RECORDED INFORMATION =
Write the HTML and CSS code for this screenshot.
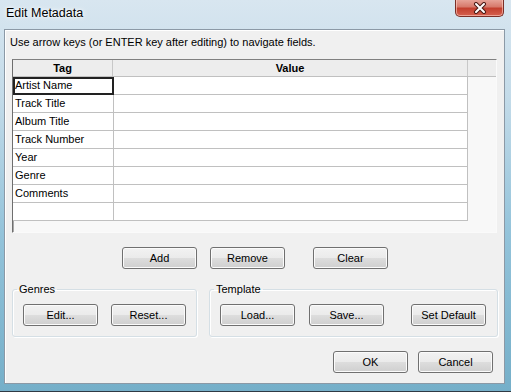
FILE: index.html
```html
<!DOCTYPE html>
<html lang="en">
<head>
    <meta charset="UTF-8">
    <title>Edit Metadata</title>
    <link rel="stylesheet" href="styles.css">
</head>
<body>
    <div class="window">
        <!-- title bar -->
        <div class="titlebar">
            <span class="title">Edit Metadata</span>
            <button class="close" aria-label="Close">
                <svg width="16" height="12" viewBox="0 0 16 12">
                    <path d="M4 2 L12 10 M12 2 L4 10" stroke="#4a1a14" stroke-width="4" stroke-linecap="round"/>
                    <path d="M4 2 L12 10 M12 2 L4 10" stroke="#ffffff" stroke-width="2" stroke-linecap="round"/>
                </svg>
            </button>
        </div>

        <div class="client">
            <p class="hint">Use arrow keys (or ENTER key after editing) to navigate fields.</p>

            <!-- tag table -->
            <div class="pane">
                <div class="thead">
                    <div class="th col-tag">Tag</div>
                    <div class="th col-value">Value</div>
                    <div class="th filler"></div>
                </div>
                <table class="grid">
                    <tr><td class="col-tag focus">Artist Name</td><td class="col-value"></td></tr>
                    <tr><td class="col-tag">Track Title</td><td class="col-value"></td></tr>
                    <tr><td class="col-tag">Album Title</td><td class="col-value"></td></tr>
                    <tr><td class="col-tag">Track Number</td><td class="col-value"></td></tr>
                    <tr><td class="col-tag">Year</td><td class="col-value"></td></tr>
                    <tr><td class="col-tag">Genre</td><td class="col-value"></td></tr>
                    <tr><td class="col-tag">Comments</td><td class="col-value"></td></tr>
                    <tr><td class="col-tag"></td><td class="col-value"></td></tr>
                </table>
            </div>

            <div class="row-actions">
                <button class="btn">Add</button>
                <button class="btn">Remove</button>
                <button class="btn btn-clear">Clear</button>
            </div>

            <div class="groups">
                <fieldset class="group genres">
                    <legend>Genres</legend>
                    <button class="btn">Edit...</button>
                    <button class="btn">Reset...</button>
                </fieldset>
                <fieldset class="group template">
                    <legend>Template</legend>
                    <button class="btn">Load...</button>
                    <button class="btn">Save...</button>
                    <button class="btn btn-default">Set Default</button>
                </fieldset>
            </div>

            <div class="row-dialog">
                <button class="btn">OK</button>
                <button class="btn">Cancel</button>
            </div>
        </div>
    </div>
</body>
</html>
```

FILE: styles.css
```css
html, body {
    margin: 0;
    padding: 0;
}
body {
    width: 511px;
    height: 392px;
    overflow: hidden;
    background: #2f3a44;
    font-family: "Liberation Sans", Arial, sans-serif;
    font-size: 11px;
    color: #000;
}
.window {
    width: 511px;
    height: 391px;
    background: linear-gradient(to bottom, #d8e6f0 0%, #c3dbe9 25%, #93c3da 60%, #75afc9 100%);
}
.titlebar {
    height: 29px;
    display: flex;
    align-items: flex-start;
    justify-content: space-between;
}
.title {
    font-size: 12.5px;
    margin: 6px 0 0 6px;
    text-shadow: 0 0 6px #fff, 0 0 3px #fff;
}
.close {
    width: 49px;
    height: 18px;
    margin: -1px 7px 0 0;
    padding: 0;
    border: 1px solid #7b2f27;
    border-top: none;
    border-radius: 0 0 5px 5px;
    background: linear-gradient(to bottom, #e9a99e 0%, #d77a6c 45%, #c3402f 55%, #d5604f 100%);
    box-shadow: inset 0 0 0 1px rgba(255, 210, 200, 0.6);
    display: flex;
    align-items: center;
    justify-content: center;
}
.client {
    margin: 0 6px 0 4px;
    height: 353px;
    background: #f0f0f0;
    border: 1px solid #8b99a6;
    box-shadow: inset 1px 1px 0 #fff;
    display: flex;
    flex-direction: column;
}
.hint {
    margin: 5px 0 0 5px;
    line-height: 14px;
    height: 14px;
}
.pane {
    margin: 10px 0 0 7px;
    width: 483px;
    height: 172px;
    background: #f8f8f8;
    border: 1px solid;
    border-color: #808080 #fafafa #fafafa #6e6e6e;
    box-shadow: inset 1px 0 0 #a8a8a8;
}
.thead {
    display: flex;
    height: 16px;
    background: #ededed;
    border-bottom: 1px solid #c0c0c0;
}
.th {
    font-weight: bold;
    text-align: center;
    line-height: 16px;
    border-right: 1px solid #c8c8c8;
    box-sizing: border-box;
}
.th.col-tag {
    width: 100px;
}
.th.col-value {
    width: 355px;
}
.th.filler {
    flex: 1;
    border-right: none;
}
.grid {
    border-collapse: collapse;
    width: 455px;
    table-layout: fixed;
    background: #fff;
}
.grid td {
    height: 17px;
    padding: 0 0 0 2px;
    border-right: 1px solid #c0c0c0;
    border-bottom: 1px solid #c0c0c0;
    line-height: 17px;
    white-space: nowrap;
}
.grid td.col-tag {
    width: 98px;
}
.grid td.focus {
    outline: 2px solid #222;
    outline-offset: -2px;
}
.btn {
    width: 75px;
    height: 22px;
    padding: 0;
    font-family: inherit;
    font-size: 11px;
    color: #000;
    border: 1px solid #707070;
    border-radius: 3px;
    background: linear-gradient(to bottom, #f2f2f2 0%, #ebebeb 48%, #dddddd 52%, #cfcfcf 100%);
    box-shadow: inset 0 0 0 1px #fbfbfb;
}
.row-actions {
    display: flex;
    gap: 13px;
    margin: 14px 0 0 117px;
}
.row-actions .btn-clear {
    margin-left: 15px;
}
.groups {
    display: flex;
    gap: 12px;
    margin: 14px 0 0 7px;
}
.group {
    margin: 0;
    padding: 8px 10px 10px 10px;
    border: 1px solid #d5dfe5;
    border-radius: 3px;
    box-shadow: inset 1px 1px 0 #fff, 1px 1px 0 #fff;
    display: flex;
    gap: 13px;
}
.group legend {
    padding: 0 2px;
    margin-left: -6px;
    line-height: 13px;
}
.genres {
    width: 163px;
}
.template {
    width: 266px;
}
.template .btn {
    margin-right: 1px;
}
.template .btn-default {
    margin-left: 13px;
}
.row-dialog {
    display: flex;
    justify-content: flex-end;
    gap: 10px;
    margin: 14px 11px 0 0;
}
```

GIVEN PROBLEM =
Print each line of the material above exactly, with the pictures removed from your copy.

ANSWER =
Write the HTML and CSS code for this screenshot.
FILE: index.html
```html
<!DOCTYPE html>
<html lang="en">
<head>
    <meta charset="UTF-8">
    <title>Edit Metadata</title>
    <link rel="stylesheet" href="styles.css">
</head>
<body>
    <div class="window">
        <!-- title bar -->
        <div class="titlebar">
            <span class="title">Edit Metadata</span>
            <button class="close" aria-label="Close">
                <svg width="16" height="12" viewBox="0 0 16 12">
                    <path d="M4 2 L12 10 M12 2 L4 10" stroke="#4a1a14" stroke-width="4" stroke-linecap="round"/>
                    <path d="M4 2 L12 10 M12 2 L4 10" stroke="#ffffff" stroke-width="2" stroke-linecap="round"/>
                </svg>
            </button>
        </div>

        <div class="client">
            <p class="hint">Use arrow keys (or ENTER key after editing) to navigate fields.</p>

            <!-- tag table -->
            <div class="pane">
                <div class="thead">
                    <div class="th col-tag">Tag</div>
                    <div class="th col-value">Value</div>
                    <div class="th filler"></div>
                </div>
                <table class="grid">
                    <tr><td class="col-tag focus">Artist Name</td><td class="col-value"></td></tr>
                    <tr><td class="col-tag">Track Title</td><td class="col-value"></td></tr>
                    <tr><td class="col-tag">Album Title</td><td class="col-value"></td></tr>
                    <tr><td class="col-tag">Track Number</td><td class="col-value"></td></tr>
                    <tr><td class="col-tag">Year</td><td class="col-value"></td></tr>
                    <tr><td class="col-tag">Genre</td><td class="col-value"></td></tr>
                    <tr><td class="col-tag">Comments</td><td class="col-value"></td></tr>
                    <tr><td class="col-tag"></td><td class="col-value"></td></tr>
                </table>
            </div>

            <div class="row-actions">
                <button class="btn">Add</button>
                <button class="btn">Remove</button>
                <button class="btn btn-clear">Clear</button>
            </div>

            <div class="groups">
                <fieldset class="group genres">
                    <legend>Genres</legend>
                    <button class="btn">Edit...</button>
                    <button class="btn">Reset...</button>
                </fieldset>
                <fieldset class="group template">
                    <legend>Template</legend>
                    <button class="btn">Load...</button>
                    <button class="btn">Save...</button>
                    <button class="btn btn-default">Set Default</button>
                </fieldset>
            </div>

            <div class="row-dialog">
                <button class="btn">OK</button>
                <button class="btn">Cancel</button>
            </div>
        </div>
    </div>
</body>
</html>
```

FILE: styles.css
```css
html, body {
    margin: 0;
    padding: 0;
}
body {
    width: 511px;
    height: 392px;
    overflow: hidden;
    background: #2f3a44;
    font-family: "Liberation Sans", Arial, sans-serif;
    font-size: 11px;
    color: #000;
}
.window {
    width: 511px;
    height: 391px;
    background: linear-gradient(to bottom, #d8e6f0 0%, #c3dbe9 25%, #93c3da 60%, #75afc9 100%);
}
.titlebar {
    height: 29px;
    display: flex;
    align-items: flex-start;
    justify-content: space-between;
}
.title {
    font-size: 12.5px;
    margin: 6px 0 0 6px;
    text-shadow: 0 0 6px #fff, 0 0 3px #fff;
}
.close {
    width: 49px;
    height: 18px;
    margin: -1px 7px 0 0;
    padding: 0;
    border: 1px solid #7b2f27;
    border-top: none;
    border-radius: 0 0 5px 5px;
    background: linear-gradient(to bottom, #e9a99e 0%, #d77a6c 45%, #c3402f 55%, #d5604f 100%);
    box-shadow: inset 0 0 0 1px rgba(255, 210, 200, 0.6);
    display: flex;
    align-items: center;
    justify-content: center;
}
.client {
    margin: 0 6px 0 4px;
    height: 353px;
    background: #f0f0f0;
    border: 1px solid #8b99a6;
    box-shadow: inset 1px 1px 0 #fff;
    display: flex;
    flex-direction: column;
}
.hint {
    margin: 5px 0 0 5px;
    line-height: 14px;
    height: 14px;
}
.pane {
    margin: 10px 0 0 7px;
    width: 483px;
    height: 172px;
    background: #f8f8f8;
    border: 1px solid;
    border-color: #808080 #fafafa #fafafa #6e6e6e;
    box-shadow: inset 1px 0 0 #a8a8a8;
}
.thead {
    display: flex;
    height: 16px;
    background: #ededed;
    border-bottom: 1px solid #c0c0c0;
}
.th {
    font-weight: bold;
    text-align: center;
    line-height: 16px;
    border-right: 1px solid #c8c8c8;
    box-sizing: border-box;
}
.th.col-tag {
    width: 100px;
}
.th.col-value {
    width: 355px;
}
.th.filler {
    flex: 1;
    border-right: none;
}
.grid {
    border-collapse: collapse;
    width: 455px;
    table-layout: fixed;
    background: #fff;
}
.grid td {
    height: 17px;
    padding: 0 0 0 2px;
    border-right: 1px solid #c0c0c0;
    border-bottom: 1px solid #c0c0c0;
    line-height: 17px;
    white-space: nowrap;
}
.grid td.col-tag {
    width: 98px;
}
.grid td.focus {
    outline: 2px solid #222;
    outline-offset: -2px;
}
.btn {
    width: 75px;
    height: 22px;
    padding: 0;
    font-family: inherit;
    font-size: 11px;
    color: #000;
    border: 1px solid #707070;
    border-radius: 3px;
    background: linear-gradient(to bottom, #f2f2f2 0%, #ebebeb 48%, #dddddd 52%, #cfcfcf 100%);
    box-shadow: inset 0 0 0 1px #fbfbfb;
}
.row-actions {
    display: flex;
    gap: 13px;
    margin: 14px 0 0 117px;
}
.row-actions .btn-clear {
    margin-left: 15px;
}
.groups {
    display: flex;
    gap: 12px;
    margin: 14px 0 0 7px;
}
.group {
    margin: 0;
    padding: 8px 10px 10px 10px;
    border: 1px solid #d5dfe5;
    border-radius: 3px;
    box-shadow: inset 1px 1px 0 #fff, 1px 1px 0 #fff;
    display: flex;
    gap: 13px;
}
.group legend {
    padding: 0 2px;
    margin-left: -6px;
    line-height: 13px;
}
.genres {
    width: 163px;
}
.template {
    width: 266px;
}
.template .btn {
    margin-right: 1px;
}
.template .btn-default {
    margin-left: 13px;
}
.row-dialog {
    display: flex;
    justify-content: flex-end;
    gap: 10px;
    margin: 14px 11px 0 0;
}
```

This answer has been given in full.